O Estado de São Paulo, n. 46770, 05/11/2021. Política p.A14

 

Bolsonaro admite em depoimento que cobrou de Moro trocas na PF

 


Na oitiva, presidente negou interferência na corporação e disse que ex-ministro vinculou mudanças à indicação para o Supremo

 

PEPITA ORTEGA

FAUSTO MACEDO

 

O presidente Jair Bolsonaro prestou depoimento no inquérito que investiga se ele tentou interferir nos trabalhos da Polícia Federal. Bolsonaro admitiu que pediu ao ex-ministro da Justiça e da Segurança Pública Sérgio Moro mudanças no comando e nas superintendências da corporação, entre elas a substituição do delegado Maurício Valeixo, então diretor-geral. A investida do presidente para tirar o então chefe da PF foi o pivô da crise que levou à saída do ex-juiz da Lava Jato do governo. Foi também o que motivou as denúncias que levaram à abertura do inquérito no qual o presidente e Moro figuram como investigados.

Na oitiva realizada na noite de anteontem, no Palácio do Planalto, Bolsonaro disse que pediu a substituição de Valeixo pela "falta de interlocução" com o diretor-geral da PF. Ele afirmou também que "jamais teve qualquer intenção" de interferir na PF. Em diferentes trechos de seu depoimento, Bolsonaro atacou seu ex-ministro da Justiça, que agora pode ser seu concorrente na eleição de 2022.

 

SUPREMO. O presidente repetiu a acusação de que Moro teria concordado em colocar o delegado Alexandre Ramagem na chefia da PF "desde que ocorresse após a indicação do ex-ministro da Justiça à vaga no Supremo Tribunal Federal". Além disso, afirmou que o ex-juiz estava "administrando a pasta sem pensar no todo, sem alinhamento com os demais ministérios e o Gabinete da Presidência".
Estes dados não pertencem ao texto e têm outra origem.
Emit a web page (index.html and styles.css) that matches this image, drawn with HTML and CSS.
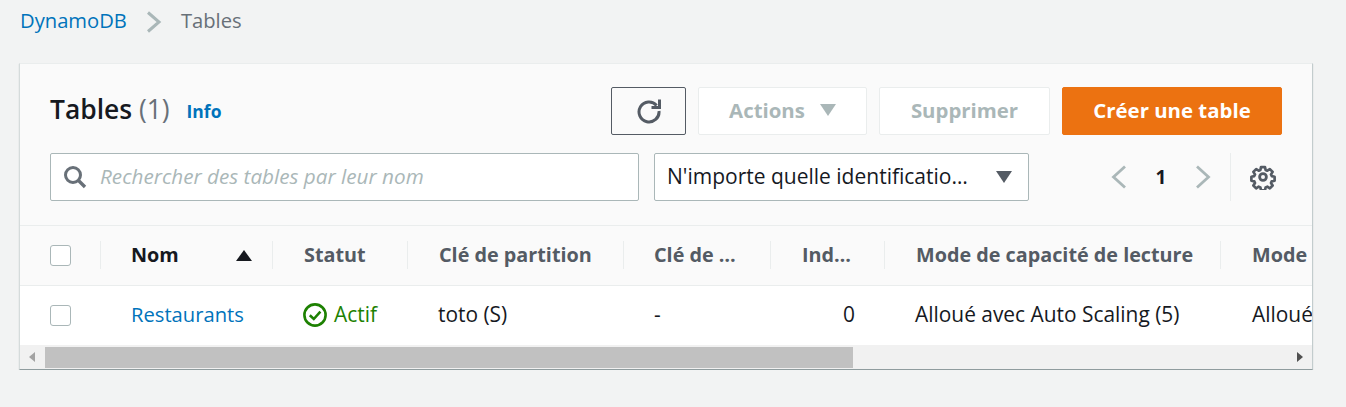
FILE: index.html
```html
<!DOCTYPE html>
<html lang="fr">
<head>
    <meta charset="UTF-8">
    <title>Tables</title>
    <link rel="stylesheet" href="styles.css">
</head>
<body>
    <nav class="crumbs">
        <a class="crumb-link" href="#">DynamoDB</a>
        <svg class="crumb-sep" width="16" height="22" viewBox="0 0 16 22"><path d="M2 1.5 13 11 2 20.5" fill="none" stroke="#aab7b8" stroke-width="3"/></svg>
        <span class="crumb-current">Tables</span>
    </nav>

    <section class="card">
        <header class="card-head">
            <div class="title-row">
                <h1 class="title">Tables <span class="count">(1)</span></h1>
                <a class="info" href="#">Info</a>
                <div class="actions">
                    <button class="btn btn-refresh" aria-label="Actualiser">
                        <svg width="26" height="26" viewBox="0 0 26 26"><path d="M20.6 7.4A10 10 0 1 0 23 13" fill="none" stroke="#545b64" stroke-width="3"/><path d="M23.5 1.5V9.5H15.5" fill="none" stroke="#545b64" stroke-width="3"/></svg>
                    </button>
                    <button class="btn btn-disabled btn-actions">Actions <i class="caret caret-light"></i></button>
                    <button class="btn btn-disabled btn-delete">Supprimer</button>
                    <button class="btn btn-primary">Créer une table</button>
                </div>
            </div>
            <div class="filter-row">
                <div class="search">
                    <svg width="24" height="24" viewBox="0 0 24 24"><circle cx="10" cy="10" r="7.5" fill="none" stroke="#687078" stroke-width="3"/><path d="M15.5 15.5 22 22" stroke="#687078" stroke-width="3.4"/></svg>
                    <span class="search-text">Rechercher des tables par leur nom</span>
                </div>
                <div class="select">
                    <span>N'importe quelle identificatio…</span>
                    <i class="caret"></i>
                </div>
                <div class="pager">
                    <svg width="16" height="24" viewBox="0 0 16 24"><path d="M14 1.5 2.5 12 14 22.5" fill="none" stroke="#aab7b8" stroke-width="2.8"/></svg>
                    <span class="page-num">1</span>
                    <svg width="16" height="24" viewBox="0 0 16 24"><path d="M2 1.5 13.5 12 2 22.5" fill="none" stroke="#aab7b8" stroke-width="2.8"/></svg>
                </div>
                <div class="prefs">
                    <svg width="26" height="26" viewBox="0 0 26 26"><path d="M10.8 2h4.4l.7 3.2 1.9.8 2.8-1.8 3.1 3.1-1.8 2.8.8 1.9 3.2.7v4.4l-3.2.7-.8 1.9 1.8 2.8-3.1 3.1-2.8-1.8-1.9.8-.7 3.2h-4.4l-.7-3.2-1.9-.8-2.8 1.8-3.1-3.1 1.8-2.8-.8-1.9-3.2-.7v-4.4l3.2-.7.8-1.9-1.8-2.8 3.1-3.1 2.8 1.8 1.9-.8z" transform="translate(1.3 1.3) scale(.9)" fill="none" stroke="#545b64" stroke-width="3" stroke-linejoin="round"/><circle cx="13" cy="13" r="3.4" fill="none" stroke="#545b64" stroke-width="2.8"/></svg>
                </div>
            </div>
        </header>

        <div class="table-wrap">
            <table class="tbl">
                <colgroup>
                    <col class="c-check"><col class="c-name"><col class="c-status"><col class="c-key"><col class="c-sort"><col class="c-idx"><col class="c-read"><col class="c-write">
                </colgroup>
                <thead>
                    <tr>
                        <th><div class="th-in th-check"><span class="box"></span></div></th>
                        <th><div class="th-in th-active">Nom <i class="sort-up"></i></div></th>
                        <th><div class="th-in">Statut</div></th>
                        <th><div class="th-in">Clé de partition</div></th>
                        <th><div class="th-in th-sort">Clé de …</div></th>
                        <th><div class="th-in">Ind…</div></th>
                        <th><div class="th-in">Mode de capacité de lecture</div></th>
                        <th><div class="th-in th-last">Mode</div></th>
                    </tr>
                </thead>
                <tbody>
                    <tr>
                        <td class="td-check"><span class="box"></span></td>
                        <td><a class="row-link" href="#">Restaurants</a></td>
                        <td>
                            <span class="status">
                                <svg width="24" height="24" viewBox="0 0 24 24"><circle cx="12" cy="12" r="10.6" fill="none" stroke="#1d8102" stroke-width="2.6"/><path d="M6.8 12.2 10.8 16 17.4 8.6" fill="none" stroke="#1d8102" stroke-width="2.6"/></svg>
                                <span class="status-text">Actif</span>
                            </span>
                        </td>
                        <td class="td-text">toto (S)</td>
                        <td class="td-text">-</td>
                        <td class="td-text num">0</td>
                        <td class="td-text">Alloué avec Auto Scaling (5)</td>
                        <td class="td-text td-last">Alloué</td>
                    </tr>
                </tbody>
            </table>
        </div>

        <div class="scrollbar">
            <span class="arrow arrow-left"></span>
            <span class="thumb"></span>
            <span class="arrow arrow-right"></span>
        </div>
    </section>
</body>
</html>
```

FILE: styles.css
```css
* {
    box-sizing: border-box;
}

body {
    margin: 0;
    background-color: #f2f3f3;
    font-family: "Open Sans", "Noto Sans", Arial, sans-serif;
    font-size: 20.9px;
    color: #16191f;
    overflow: hidden;
}

a {
    text-decoration: none;
    color: #0073bb;
}

.crumbs {
    display: flex;
    align-items: center;
    height: 40px;
    padding-left: 20px;
    font-size: 20.2px;
}

.crumb-sep {
    margin: 3px 19px 0 19px;
}

.crumb-current {
    color: #687078;
}

.card {
    width: 1294px;
    margin: 23px 0 0 19px;
    border-left: 1px solid #d5dbdb;
    border-right: 1px solid #c3cccd;
    border-top: 1px solid #eaeded;
    border-bottom: 1px solid #8f9c9e;
    background-color: #fff;
    box-shadow: 0 1px 1px 0 rgba(0, 28, 36, 0.2);
}

.card-head {
    height: 162px;
    padding: 23px 30px 0 30px;
    background-color: #fafafa;
    border-bottom: 1px solid #eaeded;
}

.title-row {
    display: flex;
    align-items: center;
    height: 48px;
}

.title {
    margin: 0 0 5px 0;
    font-size: 26.4px;
    font-weight: 600;
    line-height: 44px;
}

.count {
    font-weight: 400;
    color: #687078;
}

.info {
    margin-left: 17px;
    font-size: 17.5px;
    font-weight: 700;
}

.actions {
    display: flex;
    gap: 12px;
    margin-left: auto;
}

.btn {
    display: flex;
    align-items: center;
    justify-content: center;
    height: 48px;
    padding: 0 0 2px 0;
    border-radius: 2px;
    font-family: inherit;
    font-size: 20.4px;
    font-weight: 700;
    background-color: #fff;
}

.btn-refresh {
    width: 75px;
    padding-bottom: 0;
    background-color: #fafafa;
    border: 1px solid #545b64;
}

.btn-disabled {
    color: #aab7b8;
    border: 1px solid #eaeded;
}

.btn-actions {
    width: 169px;
    gap: 15px;
}

.btn-delete {
    width: 171px;
}

.btn-primary {
    width: 220px;
    color: #fff;
    background-color: #ec7211;
    border: 1px solid #ec7211;
}

.caret {
    display: inline-block;
    border-left: 8px solid transparent;
    border-right: 8px solid transparent;
    border-top: 12px solid #545b64;
}

.caret-light {
    border-top-color: #aab7b8;
}

.filter-row {
    display: flex;
    align-items: center;
    height: 48px;
    margin-top: 18px;
}

.search {
    display: flex;
    flex: none;
    align-items: center;
    gap: 13px;
    width: 589px;
    height: 48px;
    padding: 0 0 0 12px;
    background-color: #fff;
    border: 1px solid #aab7b8;
    border-radius: 2px;
}

.search-text {
    padding-bottom: 2px;
    font-size: 20.7px;
    font-style: italic;
    color: #aab7b8;
}

.select {
    display: flex;
    flex: none;
    align-items: center;
    justify-content: space-between;
    width: 375px;
    height: 48px;
    margin-left: 15px;
    padding: 0 16px 0 12px;
    background-color: #fff;
    border: 1px solid #aab7b8;
    border-radius: 2px;
    font-size: 21px;
    white-space: nowrap;
}

.select span {
    padding-bottom: 2px;
}

.pager {
    display: flex;
    flex: none;
    align-items: center;
    justify-content: space-between;
    width: 100px;
    margin-left: 82px;
}

.page-num {
    font-size: 19px;
    font-weight: 700;
}

.prefs {
    display: flex;
    flex: none;
    align-items: center;
    justify-content: center;
    height: 48px;
    margin-left: 19px;
    padding-left: 19px;
    border-left: 1px solid #eaeded;
}

.table-wrap {
    overflow: hidden;
}

.tbl {
    table-layout: fixed;
    width: 1292px;
    border-collapse: collapse;
}

.c-check { width: 81px; }
.c-name { width: 172px; }
.c-status { width: 135px; }
.c-key { width: 216px; }
.c-sort { width: 147px; }
.c-idx { width: 114px; }
.c-read { width: 336px; }
.c-write { width: 91px; }

th {
    height: 59px;
    padding: 0;
    background-color: #fafafa;
    border-bottom: 1px solid #eaeded;
    font-size: 19.8px;
    font-weight: 700;
    text-align: left;
    color: #545b64;
}

.th-in {
    display: flex;
    align-items: center;
    height: 28px;
    padding: 0 0 2px 31px;
    border-right: 1px solid #eaeded;
    white-space: nowrap;
}

.th-check {
    padding: 0 0 0 30px;
}

.th-sort {
    padding-left: 30px;
}

.th-active {
    justify-content: space-between;
    padding-left: 30px;
    padding-right: 20px;
    color: #16191f;
}

.th-last {
    border-right: 0;
}

.sort-up {
    margin-top: 2px;
    border-left: 8px solid transparent;
    border-right: 8px solid transparent;
    border-bottom: 11px solid #16191f;
}

td {
    height: 60px;
    padding: 0 0 0 30px;
    white-space: nowrap;
    color: #16191f;
}

.td-text,
td a {
    padding-bottom: 2px;
}

.box {
    display: block;
    width: 21px;
    height: 21px;
    background-color: #fff;
    border: 1px solid #aab7b8;
    border-radius: 3px;
}

.row-link {
    display: block;
    font-size: 20.2px;
}

.num {
    padding-right: 30px;
    text-align: right;
}

.td-last {
    padding-left: 31px;
}

.status {
    display: flex;
    align-items: center;
    gap: 7px;
    color: #1d8102;
}

.status-text {
    padding-bottom: 2px;
}

.scrollbar {
    display: flex;
    align-items: center;
    height: 24px;
    background-color: #f1f1f1;
}

.thumb {
    width: 808px;
    height: 21px;
    margin-left: 10px;
    background-color: #c1c1c1;
}

.arrow {
    border-top: 5px solid transparent;
    border-bottom: 5px solid transparent;
}

.arrow-left {
    margin-left: 9px;
    border-right: 6px solid #a3a3a3;
}

.arrow-right {
    margin-left: auto;
    margin-right: 9px;
    border-left: 6px solid #505050;
}
```
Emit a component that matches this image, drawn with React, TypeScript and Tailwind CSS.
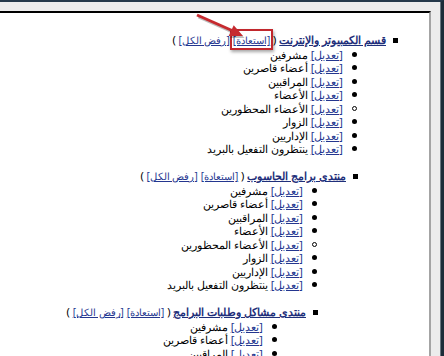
import React from 'react';

const items = [
  { label: 'مشرفين' },
  { label: 'أعضاء قاصرين' },
  { label: 'المراقبين' },
  { label: 'الأعضاء' },
  { label: 'الأعضاء المحظورين', hollow: true },
  { label: 'الزوار' },
  { label: 'الإداريين' },
  { label: 'ينتظرون التفعيل بالبريد' },
];

const groups = [
  { title: 'قسم الكمبيوتر والإنترنت', indent: 'pr-0', mark: true },
  { title: 'منتدى برامج الحاسوب', indent: 'pr-[40px]', mark: false },
  { title: 'منتدى مشاكل وطلبات البرامج', indent: 'pr-[80px]', mark: false },
];

const Link: React.FC<{ children: React.ReactNode; bold?: boolean; small?: boolean }> = ({ children, bold, small }) => (
  <a
    href="#"
    className={
      bold
        ? 'font-bold text-[#1f2f7a] underline'
        : small
          ? 'text-[10px] text-[#24368f] underline'
          : 'text-[#24368f] underline'
    }
  >
    {children}
  </a>
);

const App: React.FC = () => {
  return (
    <div className="relative flex h-[356px] w-[444px] flex-col overflow-hidden border-t-2 border-r-[3px] border-t-[#25384a] border-r-[#1d2c39] bg-[#ececec] font-['Noto_Sans',sans-serif]">
      <div className="h-[2px] bg-[#a9b6c0]" />
      <div className="flex flex-1 border-r border-r-[#6b7680] pt-[9px] pr-[9px]">
        <div
          dir="rtl"
          className="flex-1 border-t-2 border-r-2 border-t-black border-r-[#a4a4a4] bg-white pt-5 text-[11px] leading-[13.5px] text-black"
        >
          {groups.map((g) => (
            <div key={g.title} className={`${g.indent} mb-[13.5px]`}>
              <div className="flex items-center pr-[31px]">
                <span className="ml-[7px] h-[5px] w-[5px] shrink-0 bg-black" />
                <span className="whitespace-nowrap">
                  <Link bold>{g.title}</Link>
                  {' ( '}
                  <span className="relative">
                    <Link small>[استعادة]</Link>
                    {g.mark && (
                      <span className="absolute -top-[3px] -bottom-[3px] -left-[3px] -right-[3px] border-2 border-[#c1272d] shadow-[1px_2px_3px_rgba(0,0,0,0.35)]" />
                    )}
                  </span>{' '}
                  <Link small>[رفض الكل]</Link>
                  {' )'}
                </span>
              </div>
              {items.map((it) => (
                <div key={it.label} className="flex items-center pr-[72px]">
                  <span
                    className={
                      it.hollow
                        ? 'ml-[9px] h-[5px] w-[5px] shrink-0 rounded-full border border-black'
                        : 'ml-[9px] h-[5px] w-[5px] shrink-0 rounded-full bg-black'
                    }
                  />
                  <span className="whitespace-nowrap">
                    <Link>[تعديل]</Link> {it.label}
                  </span>
                </div>
              ))}
            </div>
          ))}
        </div>
      </div>
      <svg className="pointer-events-none absolute left-0 top-0" width="444" height="60">
        <g transform="translate(1.5 2)" fill="#000" stroke="#000" opacity="0.25">
          <line x1="197" y1="13" x2="232" y2="28.5" strokeWidth="3" />
          <polygon points="243,34 228.7,34 233.7,23.2" stroke="none" />
        </g>
        <line x1="197" y1="13" x2="232" y2="28.5" stroke="#c62a2f" strokeWidth="3" />
        <polygon points="243,34 228.7,34 233.7,23.2" fill="#c62a2f" />
      </svg>
    </div>
  );
};

export default App;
Em nota, Moro rechaçou a alegação de Bolsonaro: "Não troco princípios por cargos. Se assim fosse, teria ficado no governo como ministro". O exjuiz da Lava Jato, que vai se filiar ao Podemos no próximo dia 10, afirmou ainda que os "motivos reais" da troca na diretoria-geral da PF "foram expostos pelo próprio presidente na reunião ministerial de 22 de abril de 2020".

Bolsonaro foi questionado pelos policiais federais sobre declarações dadas durante a polêmica reunião, tornada pública no âmbito das investigações. Sobre a afirmação "a PF que não me dá informações", o presidente disse que "se referia a relatórios de inteligência sobre fatos que necessitava para a tomada de decisões". Em relação à frase "Já tentei trocar gente da segurança nossa no Rio de Janeiro, oficialmente, e não consegui", Bolsonaro declarou que se referia a "um pequeno núcleo do GSI sediado no Rio", responsável por "sua segurança pessoal e da sua família".

 

'RELATÓRIOS'. Quando foi ouvido pela PF no mesmo inquérito, em maio do ano passado, Moro afirmou que a troca na diretoria-geral foi solicitada por Bolsonaro porque o presidente "precisava de pessoas de sua confiança, para que pudesse interagir, telefonar e obter relatórios de inteligência".

Em depoimento que durou mais de oito horas, o ex-ministro da Justiça afirmou que chegou a receber de Bolsonaro uma mensagem que dizia: "Moro, você tem 27 superintendências, eu quero apenas uma, a do Rio de Janeiro".

Bolsonaro confirmou também as solicitações para mudança na superintendência de Pernambuco, em março de 2020, e ainda para troca da chefia da PF no Rio, em 2019. Na época, Bolsonaro levantou a possibilidade de a unidade fluminense da PF ser chefiada pelo delegado Alexandre Saraiva, que acabou se tornando um desafeto do governo após acusar o ex-ministro do Meio Ambiente Ricardo Salles de patrocinar diretamente interesses de madeireiros.

No depoimento, o presidente ainda reclamou de suposto pouco-caso de Moro com relação a investigações que eram de seu interesse, entre elas a da facada que sofreu na campanha de 2018. A defesa do ex-ministro disse não ter sido avisada da oitiva, "impedindo seu comparecimento a fim de formular questionamentos pertinentes".